Black man's arrest was unlawful and racially motivated, Quebec's police ethics committee rules

Two Montreal officers acted unlawfully when they detained, arrested and used force against Kenrick McRae two years ago, according to the ruling.

'This is the best Christmas present I ever received,' Kenrick McRae says of ruling on SPVM

Kenrick McRae filed a complaint after being arrested in 2017. Last year, the police ethics committee ruled in his favour. (CBC)

Quebec's police ethics committee has ruled Montreal police officers unlawfully arrested a black man two years ago in what was a racially motivated intervention.

Constables Christian Benoit and Philippe Bernard-Thomassin were found guilty of 16 police ethics violations stemming from an interaction with Kenrick McRae in March 2017.

The officers acted unlawfully when they detained, arrested and used force against McRae, went through and deleted content from a video camera McRae uses to record interactions with police, and lied in police reports, says the 31-page ruling issued Dec. 17.

The decision is one of very few issued by the committee in recent years that uphold a racial profiling claim, according to the Center for Research Action on Race Relations, which helped McRae file the complaint.

"This is the best Christmas present I ever received," McRae, an Notre-Dame-de-Grâce resident, told reporters during a news conference.

He gestured to a camera, smart watch and other gadgets he said spent a few hundred dollars on in order "to be safe, to protect myself [from] the Montreal police."

McRae, who says he was a police officer in his native Guyana, encouraged black men who drive in Montreal to file complaints and take videos when dealing with the local police service.

A spokesperson for the police ethics committee said a hearing will be held in the new year to determine what consequences the officers may face.

Fo Niemi, the executive director of CRARR, said it's possible police will appeal any penalties in Quebec court.

Montreal police declined to comment.

Calls for the SPVM to end street checks — when officers stop people who have not necessarily committed an infraction — have increased in recent months.

A report released in October found Indigenous people and black people were four to five times more likely than white people to be stopped by police, but stopped short of saying officers engage in racial profiling. Allegations of racial profiling have plagued Montreal police for decades.

McRae himself alleges he was the victim of racial profiling in a separate incident, after he ended up with a $500 fine for taking out the recycling earlier this year.

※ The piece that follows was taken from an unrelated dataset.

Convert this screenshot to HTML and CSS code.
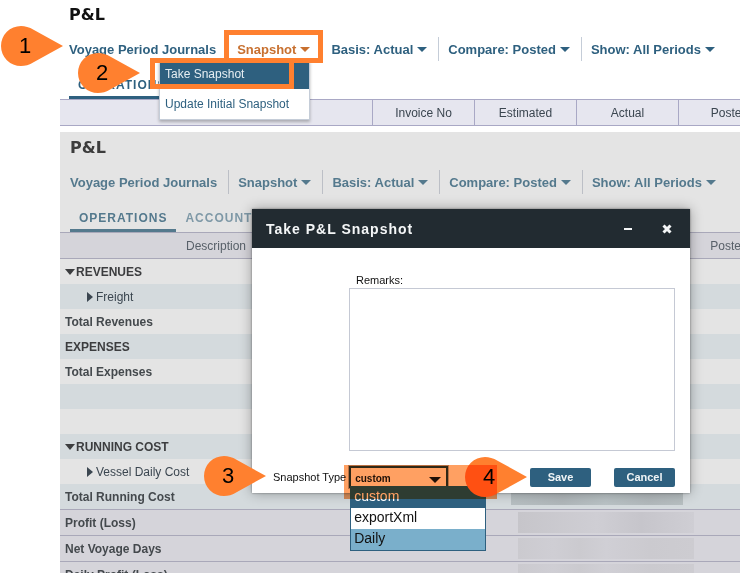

What happened the night of the arrest

According to the ruling, the night of the arrest, McRae was waiting for his girlfriend to withdraw money from the RBC on Westminster Avenue in Montreal West when a police car stopped parallel to his car on the other side of the road.

The squad car then made a U-turn and stopped directly behind him. An officer asked for his licence and registration. McRae said that, after checking his papers, the officer told him the lights above in his licence plate weren't working.

He got out of the car with a video camera to record that the lights were, in fact, fully functional. At that point, one officer asked him to hand over the recorder and, when McRae asked why, he was arrested for what the officer called "disturbing the peace."

The officers pushed McRae up against the back of his car, handcuffed him, then placed him in the back of the police car while his camera was seized and videos were erased.

Eventually, the officers opened the door to the squad car, removed the handcuffs and let him go. Weeks later, McRae filed a complaint with the police ethics commission.

Ruling questions police testimony

The ruling,  points out that when McRae exited his car to check the lights, the interaction with police was over and he was within his rights to get out and check his car.

In their testimony, the officers inferred they were afraid when McRae got out of his car. But the ruling said the police report, written at the time of the events, doesn't convey that fear.

McRae, centre, spoke at a news conference flanked by retired RCMP officer and CRARR advisor Alain Babineau, left, and Fo Niemi, CRARR's executive director. (Louis-Marie Philidor/CBC)

The officers denied they went through the camera because, they said, they believed it contained evidence that McRae ran at Bernard-Thomassin with a closed fist while clenching his jaw and taking long strides.

But the ruling questions that defence, asking why McRae was never charged with assault if there was proof he charged at one of the two officers.

What's more likely, it says, is that the officers wanted to see what McRae had filmed, then deleted footage from the camera.